No currículo de Alejandro González Iñarritu constavam apenas uma curta-metragem e um telefilme quando explodiu para o Mundo com "Amor Cão" ("Amores Perros"), em 2000. Este filme definiu um estilo pessoal para as obras seguintes, inspirou cineastas e argumentistas norte-americanos e despertou o interesse por uma certa geração de realizadores mexicanos, que inclui Guillermo Del Toro e Alfonso Cuáron, dois conterrâneos a jogar na mesma divisão. No entanto, nenhum destes é capaz de captar a crueza da realidade com tamanha objectividade.
"Amor Cão" é um cruzamento de histórias, com início num acidente de viação e onde, aparentemente, o único ponto comum é o amor exarcebado por canídeos. Um rapaz sem condições financeiras coloca o seu pitbull a render em lutas clandestinas, para ajudar a sustentar o sobrinho e poder fugir com a cunhada; uma manequim de sucesso, paralisada na sequência de um desastre, vê o seu caniche desaparecer sob o soalho da casa para onde se mudou com o amante e a relação a desabar entre a busca pelo cão e os dias depressivos em cadeiras de rodas; um sem-abrigo misterioso, antigo assassino a soldo, vive rodeado por uma matilha de cães até entender que a vida não faz sentido distante da filha.
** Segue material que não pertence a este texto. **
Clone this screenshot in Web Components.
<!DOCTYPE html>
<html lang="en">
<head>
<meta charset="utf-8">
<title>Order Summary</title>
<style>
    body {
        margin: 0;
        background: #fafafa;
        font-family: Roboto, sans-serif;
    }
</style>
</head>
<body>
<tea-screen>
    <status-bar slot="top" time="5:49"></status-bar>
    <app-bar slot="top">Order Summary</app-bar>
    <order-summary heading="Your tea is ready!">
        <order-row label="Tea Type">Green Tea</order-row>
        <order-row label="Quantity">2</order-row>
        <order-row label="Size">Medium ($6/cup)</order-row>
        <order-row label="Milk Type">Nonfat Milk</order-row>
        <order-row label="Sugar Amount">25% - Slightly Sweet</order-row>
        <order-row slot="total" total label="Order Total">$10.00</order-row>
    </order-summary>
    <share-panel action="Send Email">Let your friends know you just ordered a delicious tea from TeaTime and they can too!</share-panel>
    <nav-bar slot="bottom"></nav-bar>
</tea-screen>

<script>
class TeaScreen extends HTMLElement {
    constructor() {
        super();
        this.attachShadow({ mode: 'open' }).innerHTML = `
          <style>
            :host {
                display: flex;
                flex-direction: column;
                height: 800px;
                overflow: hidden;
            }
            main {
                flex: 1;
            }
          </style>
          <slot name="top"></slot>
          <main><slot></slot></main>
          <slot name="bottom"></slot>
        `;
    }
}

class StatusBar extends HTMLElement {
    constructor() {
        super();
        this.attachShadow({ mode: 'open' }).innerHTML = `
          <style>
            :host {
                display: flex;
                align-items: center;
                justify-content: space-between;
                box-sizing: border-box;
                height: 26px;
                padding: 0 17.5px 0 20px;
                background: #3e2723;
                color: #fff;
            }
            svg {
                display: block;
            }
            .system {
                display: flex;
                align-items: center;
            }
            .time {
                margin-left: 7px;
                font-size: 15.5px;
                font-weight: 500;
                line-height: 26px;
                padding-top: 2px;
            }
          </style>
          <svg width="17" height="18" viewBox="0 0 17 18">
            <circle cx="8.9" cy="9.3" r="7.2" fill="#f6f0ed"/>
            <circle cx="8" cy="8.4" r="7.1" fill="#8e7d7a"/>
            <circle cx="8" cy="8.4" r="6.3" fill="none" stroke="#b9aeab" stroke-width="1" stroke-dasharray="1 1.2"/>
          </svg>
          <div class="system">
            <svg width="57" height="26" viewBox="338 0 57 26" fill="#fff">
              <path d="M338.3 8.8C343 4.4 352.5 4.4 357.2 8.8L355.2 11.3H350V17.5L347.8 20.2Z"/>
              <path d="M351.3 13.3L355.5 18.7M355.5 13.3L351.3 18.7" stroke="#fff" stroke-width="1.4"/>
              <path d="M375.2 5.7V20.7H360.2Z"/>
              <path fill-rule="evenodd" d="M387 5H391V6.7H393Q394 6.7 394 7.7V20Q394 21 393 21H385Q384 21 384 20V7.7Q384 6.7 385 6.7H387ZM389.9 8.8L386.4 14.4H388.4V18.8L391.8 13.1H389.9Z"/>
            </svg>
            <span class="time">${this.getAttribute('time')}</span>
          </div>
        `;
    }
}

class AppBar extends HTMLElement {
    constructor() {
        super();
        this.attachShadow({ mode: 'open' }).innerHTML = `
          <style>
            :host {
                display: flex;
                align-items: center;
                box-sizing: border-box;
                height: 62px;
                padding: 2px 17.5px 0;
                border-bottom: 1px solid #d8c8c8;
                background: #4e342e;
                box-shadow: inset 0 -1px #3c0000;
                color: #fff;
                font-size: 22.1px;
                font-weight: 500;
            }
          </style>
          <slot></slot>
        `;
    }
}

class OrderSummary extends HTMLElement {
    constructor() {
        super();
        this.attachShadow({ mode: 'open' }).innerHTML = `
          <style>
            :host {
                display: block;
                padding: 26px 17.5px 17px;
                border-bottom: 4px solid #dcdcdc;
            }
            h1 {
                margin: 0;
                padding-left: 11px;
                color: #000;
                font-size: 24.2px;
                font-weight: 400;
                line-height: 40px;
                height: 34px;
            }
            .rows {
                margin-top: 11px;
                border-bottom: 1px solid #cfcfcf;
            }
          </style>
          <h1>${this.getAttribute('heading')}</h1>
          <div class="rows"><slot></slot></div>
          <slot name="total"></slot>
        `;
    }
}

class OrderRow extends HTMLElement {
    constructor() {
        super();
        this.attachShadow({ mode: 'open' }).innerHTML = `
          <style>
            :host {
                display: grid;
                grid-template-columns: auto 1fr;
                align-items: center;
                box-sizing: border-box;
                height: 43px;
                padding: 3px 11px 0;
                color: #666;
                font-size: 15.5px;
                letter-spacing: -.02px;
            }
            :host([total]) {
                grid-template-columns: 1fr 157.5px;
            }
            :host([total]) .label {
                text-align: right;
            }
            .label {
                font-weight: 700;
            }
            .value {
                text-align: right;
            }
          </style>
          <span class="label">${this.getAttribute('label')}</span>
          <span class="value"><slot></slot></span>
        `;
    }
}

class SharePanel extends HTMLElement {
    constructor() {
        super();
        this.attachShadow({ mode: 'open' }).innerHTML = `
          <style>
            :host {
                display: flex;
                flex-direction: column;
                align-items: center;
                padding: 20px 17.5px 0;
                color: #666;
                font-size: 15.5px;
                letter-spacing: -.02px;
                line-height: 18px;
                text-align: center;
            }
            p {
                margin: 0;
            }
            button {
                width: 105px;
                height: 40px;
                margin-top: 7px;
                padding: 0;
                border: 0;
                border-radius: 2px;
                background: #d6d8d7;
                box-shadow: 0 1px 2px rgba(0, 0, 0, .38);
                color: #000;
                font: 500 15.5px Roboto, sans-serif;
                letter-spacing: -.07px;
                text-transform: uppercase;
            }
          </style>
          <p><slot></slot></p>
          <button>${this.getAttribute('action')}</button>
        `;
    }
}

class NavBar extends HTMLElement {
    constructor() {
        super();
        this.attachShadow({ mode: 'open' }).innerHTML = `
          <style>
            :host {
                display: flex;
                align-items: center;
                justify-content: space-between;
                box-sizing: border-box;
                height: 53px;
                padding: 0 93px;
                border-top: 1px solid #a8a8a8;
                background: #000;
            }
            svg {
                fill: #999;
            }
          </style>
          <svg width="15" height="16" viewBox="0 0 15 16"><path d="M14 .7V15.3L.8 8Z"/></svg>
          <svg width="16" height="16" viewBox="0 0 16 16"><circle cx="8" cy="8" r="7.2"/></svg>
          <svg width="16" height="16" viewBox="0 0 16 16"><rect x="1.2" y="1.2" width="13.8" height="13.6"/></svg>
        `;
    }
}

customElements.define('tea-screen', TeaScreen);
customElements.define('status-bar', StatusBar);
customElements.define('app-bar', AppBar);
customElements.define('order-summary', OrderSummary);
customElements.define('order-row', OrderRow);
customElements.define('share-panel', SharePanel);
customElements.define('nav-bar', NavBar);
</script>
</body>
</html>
É na solidez com que cruza estes três "plots" que Iñarritu se revelou não só como uma excelente realizador, como um brilhante contador de histórias. O anacronismo em que estas se alinham - só mais tarde se entende a relação entre elas -, é essencial para manter o espectador na expectativa de compreender uma associação nunca evidente nos primeiros minutos. Admito que as minhas sequências favoritas são as que envolvem a modelo, e o seu desespero pelo cão que se enfia por tempo indeterminado pelo chão. É no retrato da futilidade daquela mulher, do seu contexto e das suas efémeras aspirações - uma crítica social também presente nos restantes segmentos - que o realizador demonstra a sua versatilidade em abordar diferentes ambientes, uma espécie de tubo de ensaio para o seu magistral "Babel". Algo que o argumentista e realizador sobrevalorizado Paul Haggis jamais conseguiu atingir com o seu "Crash: Colisão", tão óbvio e descarado que chega a ser constrangedor (não sei se repararam, mas não há personagem que nos primeiros 20 minutos não profira um comentário racista, não vá o espectador alienar-se do assunto do filme).
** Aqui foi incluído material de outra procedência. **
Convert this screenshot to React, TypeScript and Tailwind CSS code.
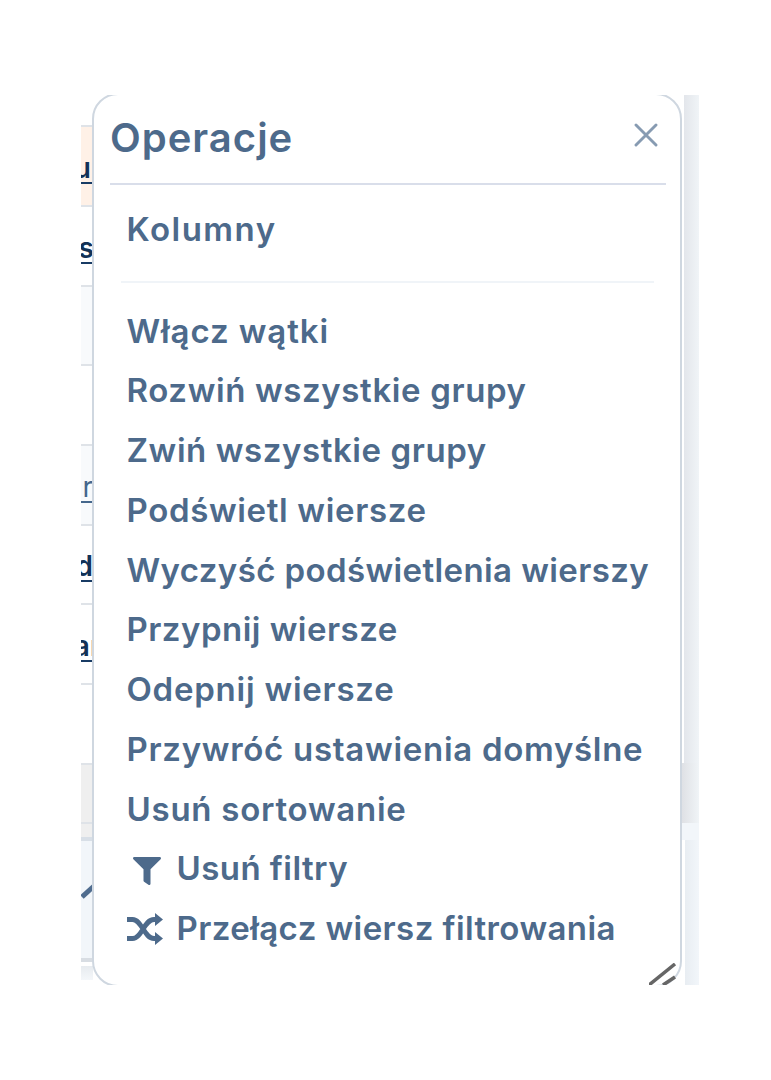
import React from "react";
import { FaFilter } from "react-icons/fa";
import clsx from "clsx";

const actions = [
  { label: "Włącz wątki", tracking: "tracking-[0.9px]" },
  { label: "Rozwiń wszystkie grupy", tracking: "tracking-[0.62px]" },
  { label: "Zwiń wszystkie grupy", tracking: "tracking-[0.58px]" },
  { label: "Podświetl wiersze", tracking: "tracking-[0.65px]" },
  { label: "Wyczyść podświetlenia wierszy", tracking: "tracking-[0.39px]" },
  { label: "Przypnij wiersze", tracking: "tracking-[0.48px]" },
  { label: "Odepnij wiersze", tracking: "tracking-[0.76px]" },
  { label: "Przywróć ustawienia domyślne", tracking: "tracking-[0.71px]" },
  { label: "Usuń sortowanie", tracking: "tracking-[0.75px]" },
  { label: "Usuń filtry", tracking: "tracking-[0.45px]", icon: "filter" },
  { label: "Przełącz wiersz filtrowania", tracking: "tracking-[0.42px]", icon: "shuffle" },
];

// Table rows, cut off by the panel
const rows = [
  { style: "h-[32px] bg-white" },
  { style: "h-[80px] bg-[#fff1e7]", text: "u", bold: true, shift: "mr-[2px]" },
  { style: "h-[80px] bg-white", text: "s", bold: true, shift: "mr-[-1px]" },
  { style: "h-[79px] bg-[#f8fafc]" },
  { style: "h-[80px] bg-white" },
  { style: "h-[80px] bg-[#f8fafc]", text: "r", shift: "mr-0" },
  { style: "h-[79px] bg-white", text: "d", bold: true, shift: "mr-0" },
  { style: "h-[80px] bg-white", text: "ar", bold: true, shift: "mr-[-8px]" },
  { style: "h-[80px] bg-white" },
  { style: "h-[59px] bg-[#efefef]" },
];

const ShuffleIcon = () => (
  <svg viewBox="0 0 36 32" className="h-[32px] w-[36px]" fill="none">
    <path
      d="M0 6.5H5.5C15 6.5 17 25.5 27 25.5H29M0 25.5H5.5C15 25.5 17 6.5 27 6.5H29"
      stroke="currentColor"
      strokeWidth="4.8"
    />
    <path d="M28 0L36 6.5L28 13ZM28 19L36 25.5L28 32Z" fill="currentColor" />
  </svg>
);

const TableEdge = () => (
  <div className="w-[12px] shrink-0 overflow-hidden bg-white">
    {rows.map((row, index) => (
      <div
        key={index}
        className={clsx(
          "flex items-center overflow-hidden border-b-2 border-[#dfe3e8]",
          row.style
        )}
      >
        {row.text && (
          <span
            className={clsx(
              "mt-[3px] flex h-[32px] w-full justify-end border-b-2 text-[28px] leading-[33px]",
              row.bold
                ? "border-[#183b64] font-semibold text-[#123257]"
                : "border-[#45678c] text-[#45678c]"
            )}
          >
            <span className={row.shift}>{row.text}</span>
          </span>
        )}
      </div>
    ))}
    <div className="h-[17px] border-b-4 border-[#d8dfe7] bg-[#efefef]" />
    <div className="flex h-[121px] items-center border-b-4 border-[#d8dde3] bg-[#f2f6fa]">
      <svg viewBox="0 0 12 16" className="mt-[-18px] h-[16px] w-[12px]" fill="none">
        <path d="M1 14L13 3" stroke="#506d8f" strokeWidth="5" />
      </svg>
    </div>
    <div className="mt-[4px] h-[14px] bg-linear-to-b from-[#e7ebef] to-[#f4f7fa]" />
  </div>
);

const App = () => {
  return (
    <div className="h-[1080px] w-[771px] bg-white pt-[95px] pl-[81px] font-['Inter',sans-serif] text-[#4d6a8b]">
      <div className="flex h-[890px] w-[618px] overflow-hidden">
        <TableEdge />
        {/* Operations panel */}
        <div className="relative mt-[-2px] ml-[-1px] h-[894px] w-[590px] shrink-0 rounded-[26px] border-2 border-[#cfd7e0] bg-white pt-px pr-[14px] pl-[16px]">
          <div className="flex h-[89px] justify-between border-b-2 border-[#d9deea]">
            <h1 className="pt-[18px] text-[40px] leading-[48px] font-semibold tracking-[1px] whitespace-nowrap">
              Operacje
            </h1>
            <svg viewBox="0 0 24 24" className="mt-[27px] mr-[8px] h-[24px] w-[24px]">
              <path
                d="M2 2L22 22M22 2L2 22"
                stroke="#879bb2"
                strokeWidth="2.9"
                strokeLinecap="round"
              />
            </svg>
          </div>
          <div className="mr-[12px] ml-[11px] h-[98px] border-b-2 border-[#f0f4f8] pt-[14px] pl-[5.5px] text-[33px] leading-[60px] font-semibold tracking-[1.5px]">
            Kolumny
          </div>
          <ul className="pt-[18.5px] pl-[16.5px] text-[33px] font-semibold">
            {actions.map((action) => (
              <li
                key={action.label}
                className="flex h-[59.75px] items-center whitespace-nowrap"
              >
                {action.icon && (
                  <span className="flex w-[50px] shrink-0">
                    {action.icon === "filter" ? (
                      <FaFilter className="mt-[3px] ml-[6px] text-[28px]" />
                    ) : (
                      <ShuffleIcon />
                    )}
                  </span>
                )}
                <span className={action.tracking}>{action.label}</span>
              </li>
            ))}
          </ul>
          {/* Resize handle */}
          <svg
            viewBox="0 0 28 22"
            className="absolute right-[3px] bottom-0 h-[22px] w-[28px]"
            fill="none"
          >
            <path d="M0 22L26 1M14 22L26 14" stroke="#666" strokeWidth="3.5" />
          </svg>
        </div>
        {/* Scrollbar side */}
        <div className="flex grow flex-col">
          <div className="h-[668px] border-l-2 border-white bg-linear-to-r from-[#e3e6eb] to-[#f0f4f7]" />
          <div className="h-[60px] bg-linear-to-r from-[#dfe1e5] to-[#f0f4f7]" />
          <div className="h-[17px] bg-[#f2f6fa]" />
          <div className="grow border-l-3 border-white bg-linear-to-r from-[#e8edf2] to-[#f2f6fa]" />
        </div>
      </div>
    </div>
  );
};

export default App;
É também em "Amor Cão" que Iñarritu dá oportunidade a Adriana Barraza, actriz injustiçada na última cerimónia dos Óscares. E é em "Amor Cão" que este Robert Altman dos nossos dias, soberbo na montagem e na diversidade, prova que há mais e bom cinema para além do país que lhe faz fronteira. 5 estrelitas
2 comments:
o melhor filme sul-americano que já vi....ok...há outro Cidade de Deus...para mim ficam empatados os dois...
abraço
Embora incomparáveis, acho que estão ao mesmo nível. Mas, em termos de originalidade de argumento, o "Amor Cão" levava a bicicleta! Grande abraço, Luís.